-- start Data section --

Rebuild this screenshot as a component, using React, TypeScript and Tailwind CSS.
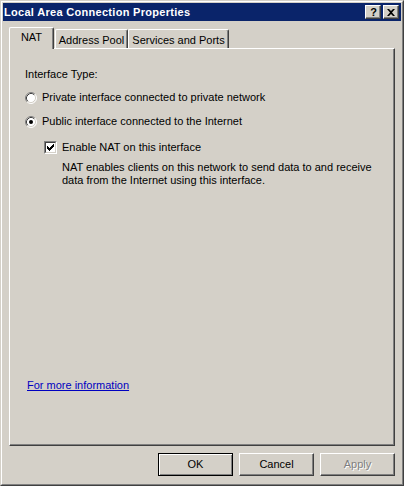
import React from 'react'

function Radio({ checked }: { checked?: boolean }) {
  return (
    <svg width="12" height="12" viewBox="0 0 12 12" className="shrink-0">
      <circle cx="6" cy="6" r="5" fill="#ffffff" />
      <path d="M2.11 9.89 A5.5 5.5 0 0 1 9.89 2.11" fill="none" stroke="#808080" />
      <path d="M9.89 2.11 A5.5 5.5 0 0 1 2.11 9.89" fill="none" stroke="#ffffff" />
      <path d="M2.82 9.18 A4.5 4.5 0 0 1 9.18 2.82" fill="none" stroke="#404040" />
      <path d="M9.18 2.82 A4.5 4.5 0 0 1 2.82 9.18" fill="none" stroke="#d4d0c8" />
      {checked && <circle cx="6" cy="6" r="2" fill="#000000" />}
    </svg>
  )
}

function CheckBox({ checked }: { checked?: boolean }) {
  return (
    <div className="w-[13px] h-[13px] shrink-0 border border-t-[#808080] border-l-[#808080] border-r-white border-b-white">
      <div className="w-full h-full bg-white border border-t-[#404040] border-l-[#404040] border-r-[#d4d0c8] border-b-[#d4d0c8]">
        {checked && (
          <svg width="9" height="9" viewBox="0 0 9 9" className="block">
            <rect x="1" y="3" width="1" height="3" fill="#000" />
            <rect x="2" y="4" width="1" height="3" fill="#000" />
            <rect x="3" y="5" width="1" height="3" fill="#000" />
            <rect x="4" y="4" width="1" height="3" fill="#000" />
            <rect x="5" y="3" width="1" height="3" fill="#000" />
            <rect x="6" y="2" width="1" height="3" fill="#000" />
            <rect x="7" y="1" width="1" height="3" fill="#000" />
          </svg>
        )}
      </div>
    </div>
  )
}

function TitleButton({ children }: { children: React.ReactNode }) {
  return (
    <div className="w-[16px] h-[14px] bg-[#d4d0c8] border border-t-white border-l-white border-r-[#404040] border-b-[#404040] shadow-[inset_-1px_-1px_0_#808080] flex items-center justify-center text-black">
      {children}
    </div>
  )
}

export default function App() {
  return (
    <div className="w-[404px] h-[486px] font-['Liberation_Sans',Arial,sans-serif] text-[11px] leading-[13px] text-black border border-t-[#d4d0c8] border-l-[#d4d0c8] border-r-[#404040] border-b-[#404040]">
      <div className="h-full bg-[#d4d0c8] p-px border border-t-white border-l-white border-r-[#808080] border-b-[#808080]">
        {/* title bar */}
        <div className="h-[18px] bg-[#0a246a] flex items-center justify-between pl-[1px] pr-[2px]">
          <span className="text-white font-bold tracking-[0.3px] text-[11px]">Local Area Connection Properties</span>
          <div className="flex gap-[2px]">
            <TitleButton>
              <span className="font-bold text-[11px] leading-[11px] pl-px">?</span>
            </TitleButton>
            <TitleButton>
              <svg width="8" height="7" viewBox="0 0 8 7">
                <path d="M0 0h2l2 2 2-2h2L5 3.5 8 7H6L4 5 2 7H0l3-3.5z" fill="#000" />
              </svg>
            </TitleButton>
          </div>
        </div>

        <div className="px-[6px] pt-[6px]">
          {/* tabs */}
          <div className="flex items-end h-[21px]">
            <div className="relative z-10 -mb-px w-[45px] h-[22px] bg-[#d4d0c8] border-l border-t border-r border-l-white border-t-white border-r-[#404040] shadow-[inset_-1px_0_0_#808080] rounded-tl-[2px] rounded-tr-[2px] flex justify-center pt-[3px]">
              NAT
            </div>
            <div className="ml-px w-[73px] h-[19px] border-l border-t border-r border-l-white border-t-white border-r-[#404040] shadow-[inset_-1px_0_0_#808080] rounded-tl-[2px] rounded-tr-[2px] flex justify-center pt-[4px]">
              Address Pool
            </div>
            <div className="w-[101px] h-[19px] border-l border-t border-r border-l-white border-t-white border-r-[#404040] shadow-[inset_-1px_0_0_#808080] rounded-tl-[2px] rounded-tr-[2px] flex justify-center pt-[4px]">
              Services and Ports
            </div>
          </div>

          {/* panel */}
          <div className="w-[386px] h-[398px] border border-t-white border-l-white border-r-[#404040] border-b-[#404040] shadow-[inset_-1px_-1px_0_#808080] pl-[15px] pt-[19px] flex flex-col">
            <div>Interface Type:</div>
            <div className="mt-[10px] h-[13px] flex items-center gap-[5px]">
              <Radio />
              <span>Private interface connected to private network</span>
            </div>
            <div className="mt-[11px] h-[13px] flex items-center gap-[5px]">
              <Radio checked />
              <span>Public interface connected to the Internet</span>
            </div>
            <div className="mt-[13px] ml-[19px] h-[13px] flex items-center gap-[5px]">
              <CheckBox checked />
              <span>Enable NAT on this interface</span>
            </div>
            <div className="mt-[7px] ml-[37px]">
              <div>NAT enables clients on this network to send data to and receive</div>
              <div>data from the Internet using this interface.</div>
            </div>
            <div className="mt-[192px] ml-[2px]">
              <span className="text-[#0000c0] underline">For more information</span>
            </div>
          </div>
        </div>

        {/* buttons */}
        <div className="mt-[7px] pr-[6px] flex justify-end gap-[6px]">
          <div className="w-[75px] h-[23px] border border-black shadow-[inset_1px_1px_0_#fff,inset_-1px_-1px_0_#808080] flex items-center justify-center">
            OK
          </div>
          <div className="w-[75px] h-[23px] border border-t-white border-l-white border-r-[#404040] border-b-[#404040] shadow-[inset_-1px_-1px_0_#808080] flex items-center justify-center">
            Cancel
          </div>
          <div className="w-[75px] h-[23px] border border-t-white border-l-white border-r-[#404040] border-b-[#404040] shadow-[inset_-1px_-1px_0_#808080] flex items-center justify-center text-[#808080] [text-shadow:1px_1px_0_#fff]">
            Apply
          </div>
        </div>
      </div>
    </div>
  )
}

-- end Data section --

> _Task instructions_
Repeat the listing above exactly from its first line to the line containing "import React from 'react'", both included, and omit the pictures.

> _Answer to this exercise_
Rebuild this screenshot as a component, using React, TypeScript and Tailwind CSS.
import React from 'react'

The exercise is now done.